Most EV Buyers Keep ICE Vehicles

Although EVs are gaining in popularity, consumers still seem to experience range anxiety and other concerns.

Steve Finlay, Senior Editor

November 8, 2023

3 Min Read
GasPowered
Currently, more than 2.7 million EVs are in operation in the U.S., almost triple the 2022 number, Experian reports.Getty Images

Despite battery-electric vehicles’ growing popularity, 85% of their buyers also have at least one gasoline-fueled vehicle. Just 4% own only an EV.  

That’s according to Experian’s latest Automotive Consumer Trends Report that covers this year’s second quarter and draws from vehicle registration data and other sources.

Does that mean people can’t rely on EVs exclusively to serve all their mobility needs?

“There’s some validity to that statement,” Kirsten Von Busch, director, product marketing-automotive for Experian, tells Wards.

EVs are catching on in the marketplace for various reasons. Those include government incentives, automakers rolling out more models and a narrowing price gap compared with gasoline-powered counterparts.    

“Although EVs are growing in popularity, it’s natural for some consumers to still opt for a secondary vehicle,” Von Busch says. “With fewer charging stations in some states, they may feel more comfortable with a gas-powered vehicle.”

Worst case: No driver wants to experience full-blown range anxiety and run out of juice in the middle of nowhere. Such fears presumably abate as EV charging stations become more widespread.

Currently, more than 2.7 million EVs are in operation in the U.S.,  1 million more than in 2022’s second quarter, Experian reports.  

EVs now make up 7.5% of new-vehicle registrations, up from 5.7% this time last year, Experian says. Tesla is the market leader.

With EVs, dealers are adapting to a new way to sell vehicles, says Ed Roberts, chief operating officer at Bozard Ford-Lincoln in St. Augustine, FL. “It’s not like doing it the way we’ve always done it.”   

That requires sales staffers to become more product-knowledgeable so they can field customers’ questions, of which there typically are many.
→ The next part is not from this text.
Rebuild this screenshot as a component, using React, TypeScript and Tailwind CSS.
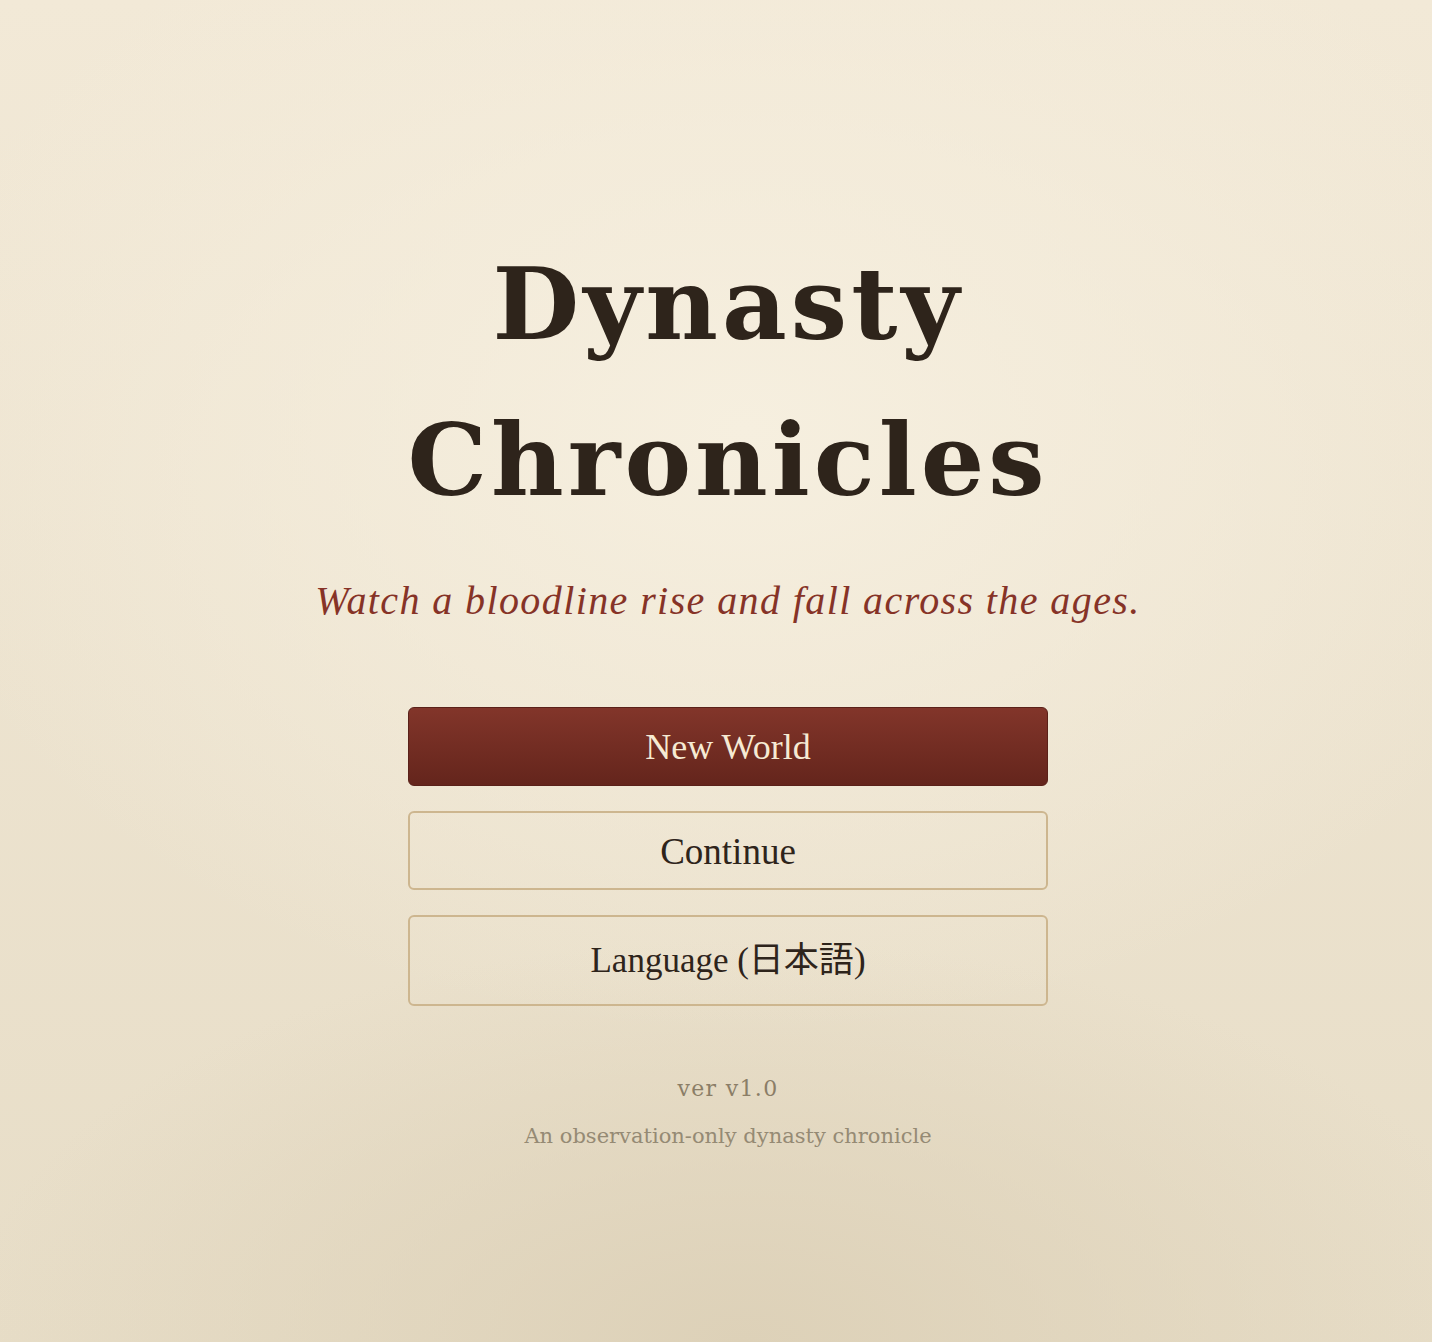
import { useState } from 'react';

const serif = "font-['DejaVu_Serif','Liberation_Serif',serif]";
const times = "font-['Liberation_Serif','Noto_Sans_CJK_JP',serif]";

export default function App() {
  const [lang, setLang] = useState<'ja' | 'en'>('ja');

  return (
    <div className="min-h-screen w-full bg-[radial-gradient(ellipse_60%_45%_at_52%_32%,#f6efdf_0%,rgba(246,239,223,0)_100%),radial-gradient(ellipse_55%_30%_at_52%_100%,#ddd1b8_0%,rgba(221,209,184,0)_100%),linear-gradient(180deg,#f2e9d7_0%,#e7ddc7_100%)] pl-[24px]">
      <div className="mx-auto flex w-[640px] flex-col items-center pt-[226px]">
        <h1
          className={`${serif} whitespace-nowrap text-center text-[100px] font-bold leading-[156px] tracking-[0.04em] text-[#2e241b]`}
        >
          Dynasty
          <br />
          Chronicles
        </h1>

        <p
          className={`${times} mt-[43px] whitespace-nowrap text-[40px] italic leading-none tracking-[0.035em] text-[#863327]`}
        >
          Watch a bloodline rise and fall across the ages.
        </p>

        <div className="mt-[86px] flex w-full flex-col gap-[25px]">
          <button className="h-[79px] w-full rounded-[6px] border border-[#5a2119] bg-[linear-gradient(180deg,#82352a_0%,#64251c_100%)] text-[36px] text-[#f6ead3]">
            <span className={times}>New World</span>
          </button>
          <button className="h-[79px] w-full rounded-[6px] border-2 border-[#cdb68f] bg-transparent text-[37px] text-[#2e241b]">
            <span className={times}>Continue</span>
          </button>
          <button
            onClick={() => setLang(lang === 'ja' ? 'en' : 'ja')}
            className="h-[91px] w-full rounded-[6px] border-2 border-[#cdb68f] bg-transparent text-[35px] text-[#2e241b]"
          >
            <span className={times}>Language ({lang === 'ja' ? '日本語' : 'English'})</span>
          </button>
        </div>

        <div className={`${serif} mt-[66px] text-[22px] tracking-[0.06em] text-[#8b7e67]`}>ver v1.0</div>
        <div className={`${serif} mt-[16px] text-[21px] text-[#958a74]`}>
          An observation-only dynasty chronicle
        </div>
      </div>
    </div>
  );
}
“It’s a huge opportunity for us if we do it right and properly train salespeople,” Roberts says. “We dance in the EV market. Are we great in it? Not yet. But we want to be.”

He adds: “Dealers know how to sell cars – and they’re the only ones (who offer test drives). To successfully sell EVs, you have to put people in seats.”
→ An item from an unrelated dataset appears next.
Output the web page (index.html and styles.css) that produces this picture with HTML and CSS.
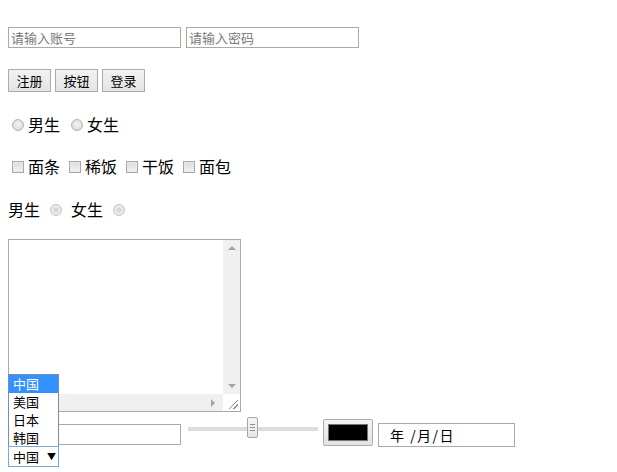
FILE: index.html
```html
<!DOCTYPE html>
<html lang="zh-CN">
<head>
<meta charset="utf-8">
<title>表单</title>
<link rel="stylesheet" href="styles.css">
</head>
<body>
<div class="row row-inputs">
  <input class="text" type="text" placeholder="请输入账号">
  <input class="text" type="password" placeholder="请输入密码">
</div>
<div class="row row-buttons">
  <button class="btn">注册</button>
  <button class="btn">按钮</button>
  <button class="btn">登录</button>
</div>
<div class="row row-choice radios">
  <span class="radio"></span><span class="lbl">男生</span>
  <span class="radio"></span><span class="lbl">女生</span>
</div>
<div class="row row-choice checks">
  <span class="check"></span><span class="lbl">面条</span>
  <span class="check"></span><span class="lbl">稀饭</span>
  <span class="check"></span><span class="lbl">干饭</span>
  <span class="check"></span><span class="lbl">面包</span>
</div>
<div class="row row-choice radios2">
  <span class="lbl">男生</span><span class="radio dot"></span>
  <span class="lbl">女生</span><span class="radio dot"></span>
</div>
<div class="textarea">
  <div class="ta-body"></div>
  <div class="vscroll"><span class="arr up"></span><span class="arr down"></span></div>
  <div class="hscroll"><span class="arr right"></span></div>
  <div class="corner"><span class="grip"></span></div>
</div>
<div class="row row-misc">
  <div class="text misc-input"></div>
  <div class="range"><span class="track"></span><span class="thumb"><i></i><i></i><i></i></span></div>
  <div class="color"><span class="swatch"></span></div>
  <div class="date">年 /月/日</div>
</div>
<div class="row row-select">
  <div class="select">
    <span class="sel-val">中国</span><span class="sel-arrow">▼</span>
    <ul class="dropdown">
      <li class="opt active">中国</li>
      <li class="opt">美国</li>
      <li class="opt">日本</li>
      <li class="opt">韩国</li>
    </ul>
  </div>
</div>
</body>
</html>
```
FILE: styles.css
```css
html, body {
  margin: 0;
  padding: 0;
  background: #fff;
}
body {
  padding: 8px;
  font-family: "Noto Sans CJK SC", "Microsoft YaHei", sans-serif;
  color: #000;
}
.row {
  display: flex;
  align-items: center;
}
.row-inputs {
  margin-top: 19px;
  height: 21px;
  gap: 5px;
}
.text {
  box-sizing: border-box;
  width: 173px;
  height: 21px;
  margin: 0;
  padding: 0 2px;
  border: 1px solid #a9a9a9;
  background: #fff;
  font-family: "Noto Sans CJK SC", sans-serif;
  font-size: 13px;
  line-height: 19px;
  outline: none;
}
.text::placeholder {
  color: #7a7a7a;
}
.row-buttons {
  margin-top: 21px;
  height: 23px;
  gap: 4px;
}
.btn {
  box-sizing: border-box;
  width: 43px;
  height: 23px;
  margin: 0;
  padding: 0;
  border: 1px solid #acacac;
  background: linear-gradient(#f2f2f2, #e4e4e4);
  font-family: "Noto Sans CJK SC", sans-serif;
  font-size: 13px;
  line-height: 21px;
  color: #000;
}
.row-choice {
  height: 21px;
  font-size: 16px;
}
.radios { margin-top: 22px; padding-left: 4px; }
.checks { margin-top: 21px; padding-left: 4px; }
.radios2 { margin-top: 22px; }
.lbl {
  line-height: 21px;
  white-space: nowrap;
}
.radio {
  box-sizing: border-box;
  width: 12px;
  height: 12px;
  border-radius: 50%;
  border: 1px solid #b3b3b3;
  background: radial-gradient(circle at 50% 45%, #f4f4f4 0, #e2e2e2 55%, #d2d2d2 100%);
}
.radios .radio { margin-right: 4px; }
.radios .lbl + .radio { margin-left: 11px; }
.check {
  box-sizing: border-box;
  width: 12px;
  height: 12px;
  border: 1px solid #a8a8a8;
  background: linear-gradient(#dcdcdc, #f2f2f2);
  box-shadow: inset 0 0 0 1px #eaeaea;
  margin-right: 4px;
}
.checks .lbl + .check { margin-left: 9px; }
.radio.dot {
  border-color: #c4c4c4;
  background: radial-gradient(circle, #d8d8d8 0, #d8d8d8 2px, #ececec 3px, #e4e4e4 100%);
  margin-left: 10px;
  margin-right: 9px;
}
.textarea {
  box-sizing: border-box;
  margin-top: 19px;
  width: 233px;
  height: 173px;
  border: 1px solid #a9a9a9;
  display: grid;
  grid-template-columns: 1fr 17px;
  grid-template-rows: 1fr 17px;
  background: #fff;
}
.vscroll {
  background: #f0f0f0;
  display: flex;
  flex-direction: column;
  justify-content: space-between;
  align-items: center;
  padding: 6px 0;
}
.hscroll {
  background: #f0f0f0;
  display: flex;
  justify-content: flex-end;
  align-items: center;
  padding-right: 8px;
}
.arr {
  width: 0;
  height: 0;
  border: 4px solid transparent;
}
.arr.up { border-bottom-color: #a3a3a3; border-top-width: 0; }
.arr.down { border-top-color: #a3a3a3; border-bottom-width: 0; }
.arr.right { border-left-color: #a3a3a3; border-right-width: 0; }
.corner {
  background: #fff;
  display: flex;
  align-items: flex-end;
  justify-content: flex-end;
}
.grip {
  width: 9px;
  height: 9px;
  margin: 0 2px 2px 0;
  background: linear-gradient(135deg, transparent 45%, #8a8a8a 45%, #8a8a8a 52%, transparent 52%, transparent 70%, #8a8a8a 70%, #8a8a8a 78%, transparent 78%);
}
.row-misc {
  margin-top: 7px;
  height: 27px;
  align-items: flex-start;
}
.misc-input {
  margin-top: 5px;
}
.range {
  position: relative;
  width: 130px;
  height: 27px;
  margin-left: 7px;
}
.track {
  position: absolute;
  left: 0;
  right: 0;
  top: 8px;
  height: 4px;
  background: #dcdcdc;
}
.thumb {
  position: absolute;
  left: 59px;
  top: -2px;
  box-sizing: border-box;
  width: 11px;
  height: 21px;
  border: 1px solid #a6a6a6;
  border-radius: 2px;
  background: linear-gradient(#f4f4f4, #e6e6e6);
  display: flex;
  flex-direction: column;
  justify-content: center;
  align-items: center;
  gap: 2px;
}
.thumb i {
  display: block;
  width: 5px;
  height: 1px;
  background: #8f8f8f;
}
.color {
  box-sizing: border-box;
  width: 50px;
  height: 27px;
  margin-left: 5px;
  border: 1px solid #acacac;
  border-radius: 2px;
  background: linear-gradient(#f3f3f3, #e2e2e2);
  padding: 4px;
}
.swatch {
  display: block;
  box-sizing: border-box;
  width: 40px;
  height: 17px;
  background: #000;
  border: 1px solid #777;
}
.date {
  box-sizing: border-box;
  width: 137px;
  height: 24px;
  margin-top: 4px;
  margin-left: 5px;
  border: 1px solid #a9a9a9;
  padding-left: 11px;
  font-size: 14px;
  letter-spacing: 1.5px;
  line-height: 22px;
  white-space: pre;
}
.row-select {
  height: 21px;
}
.select {
  position: relative;
  box-sizing: border-box;
  width: 51px;
  height: 21px;
  border: 1px solid #7ca7d8;
  font-size: 13px;
  display: flex;
  align-items: center;
  padding-left: 4px;
  background: #fff;
}
.sel-val {
  line-height: 19px;
}
.sel-arrow {
  font-size: 9px;
  margin-left: 8px;
  line-height: 19px;
}
.dropdown {
  position: absolute;
  left: -1px;
  bottom: 20px;
  box-sizing: border-box;
  width: 51px;
  height: 72px;
  overflow: hidden;
  margin: 0;
  padding: 0;
  list-style: none;
  border: 1px solid #7a8eaa;
  border-bottom: none;
  background: #fff;
}
.opt {
  height: 18px;
  line-height: 18px;
  padding-left: 4px;
  font-size: 13px;
}
.opt.active {
  background: #3390ff;
  color: #fff;
}
```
The first waves of EV buyers were relatively familiar with such vehicles in the first place, and consequently didn’t pose many questions to dealership salespeople, Michelle Krebs, executive analyst for Cox Automotive, says,

“Dealers didn’t have to ‘sell’ to those first customers,” she says. “Now, there’s a sales job that needs to be done.”     
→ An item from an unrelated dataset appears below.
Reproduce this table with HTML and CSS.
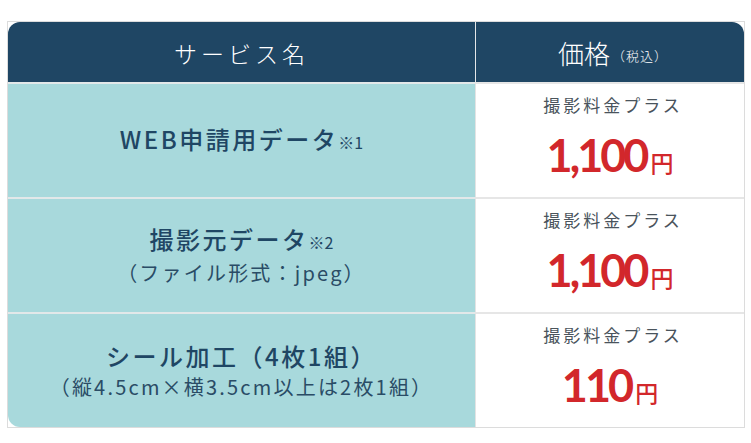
FILE: index.html
```html
<!DOCTYPE html>
<html lang="ja">
<head>
<meta charset="utf-8">
<link rel="stylesheet" href="styles.css">
</head>
<body>
<div class="wrap">
  <div class="table">
    <div class="head head-left">サービス名</div>
    <div class="head head-right">価格<span class="tax">（税込）</span></div>

    <div class="name">
      <div class="title">WEB申請用データ<span class="note">※1</span></div>
    </div>
    <div class="price">
      <div class="plus">撮影料金プラス</div>
      <div class="amount">1,100<span class="yen">円</span></div>
    </div>

    <div class="name">
      <div class="title">撮影元データ<span class="note">※2</span></div>
      <div class="sub">（ファイル形式：jpeg）</div>
    </div>
    <div class="price">
      <div class="plus">撮影料金プラス</div>
      <div class="amount">1,100<span class="yen">円</span></div>
    </div>

    <div class="name name-last">
      <div class="title">シール加工（4枚1組）</div>
      <div class="sub">（縦4.5cm×横3.5cm以上は2枚1組）</div>
    </div>
    <div class="price">
      <div class="plus">撮影料金プラス</div>
      <div class="amount">110<span class="yen">円</span></div>
    </div>
  </div>
</div>
</body>
</html>
```

FILE: styles.css
```css
html, body {
  margin: 0;
  padding: 0;
  background: #ffffff;
}

body {
  padding: 21px 6px 0 7px;
  font-family: "Noto Sans CJK JP", "Noto Sans", sans-serif;
}

.wrap {
  width: 736px;
  border: 1px solid #dcdcdc;
  background: #ffffff;
}

.table {
  display: grid;
  grid-template-columns: 467px 1fr;
  grid-template-rows: 60px 115px 115px 115px;
}

.head {
  background: #1f4664;
  color: #ffffff;
  display: flex;
  align-items: center;
  justify-content: center;
  font-weight: 300;
}

.head-left {
  border-top-left-radius: 12px;
  font-size: 23px;
  letter-spacing: 4px;
  padding-top: 1px;
}

.head-right {
  border-top-right-radius: 12px;
  border-left: 1px solid #e3e6e8;
  font-size: 26px;
  letter-spacing: 0;
  padding-left: 6px;
}

.tax {
  font-size: 13px;
  letter-spacing: 1px;
  margin-left: 2px;
  margin-top: 6px;
}

.name {
  background: #a8d9dc;
  border-top: 2px solid #e2e8e9;
  color: #1f4664;
  display: flex;
  flex-direction: column;
  align-items: center;
  justify-content: center;
}

.name-last {
  border-bottom-left-radius: 12px;
}

.title {
  font-size: 24px;
  font-weight: 500;
  letter-spacing: 2.5px;
  line-height: 32px;
}

.note {
  font-size: 16px;
  font-weight: 400;
  letter-spacing: 0;
  margin-left: 0;
}

.sub {
  font-size: 20px;
  font-weight: 400;
  letter-spacing: 2.2px;
  line-height: 30px;
  color: #2a4c66;
}

.price {
  background: #ffffff;
  border-top: 2px solid #e6e6e6;
  border-left: 1px solid #e3e3e3;
  display: flex;
  flex-direction: column;
  align-items: center;
  justify-content: flex-start;
  padding-top: 8px;
}

.plus {
  font-size: 17px;
  letter-spacing: 3px;
  color: #4a545c;
  line-height: 26px;
  padding-left: 6px;
}

.amount {
  font-family: "Lato", "Noto Sans", sans-serif;
  font-weight: 700;
  font-size: 45px;
  letter-spacing: -3px;
  color: #d2272b;
  line-height: 50px;
  margin-top: 12px;
}

.yen {
  font-family: "Noto Sans CJK JP", sans-serif;
  font-size: 23px;
  font-weight: 500;
  letter-spacing: 0;
  margin-left: 4px;
}
```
Yet EVs aren’t for everyone, both individually and regionally.

By state, California is far and away the market-share leader. It accounts for more than 37% of U.S. EV sales, according to Experian. Conversely, Wyoming, North Dakota and South Dakota register fractional shares below 1%.

“I grew up in rural America, where there isn’t a lot of interest in EVs,” Krebs says.

EV popularity also seems weak in the vehicle-rental market. That’s illustrated by an experience Nancy Dunham, Wards principal analyst for retail, recalls.

She had reserved a vehicle with an internal-combustion engine for an Austin, TX, visit but was told at the airport rental center that none were immediately available, only EVs. 

Dunham tried other rental agencies, but to no avail. “None had gas-powered cars,” she says. “Approximately 90% of the people in the lines wanted ICE cars, including a couple that own two Teslas. In fact, they were the most determined to get a gas-powered car.”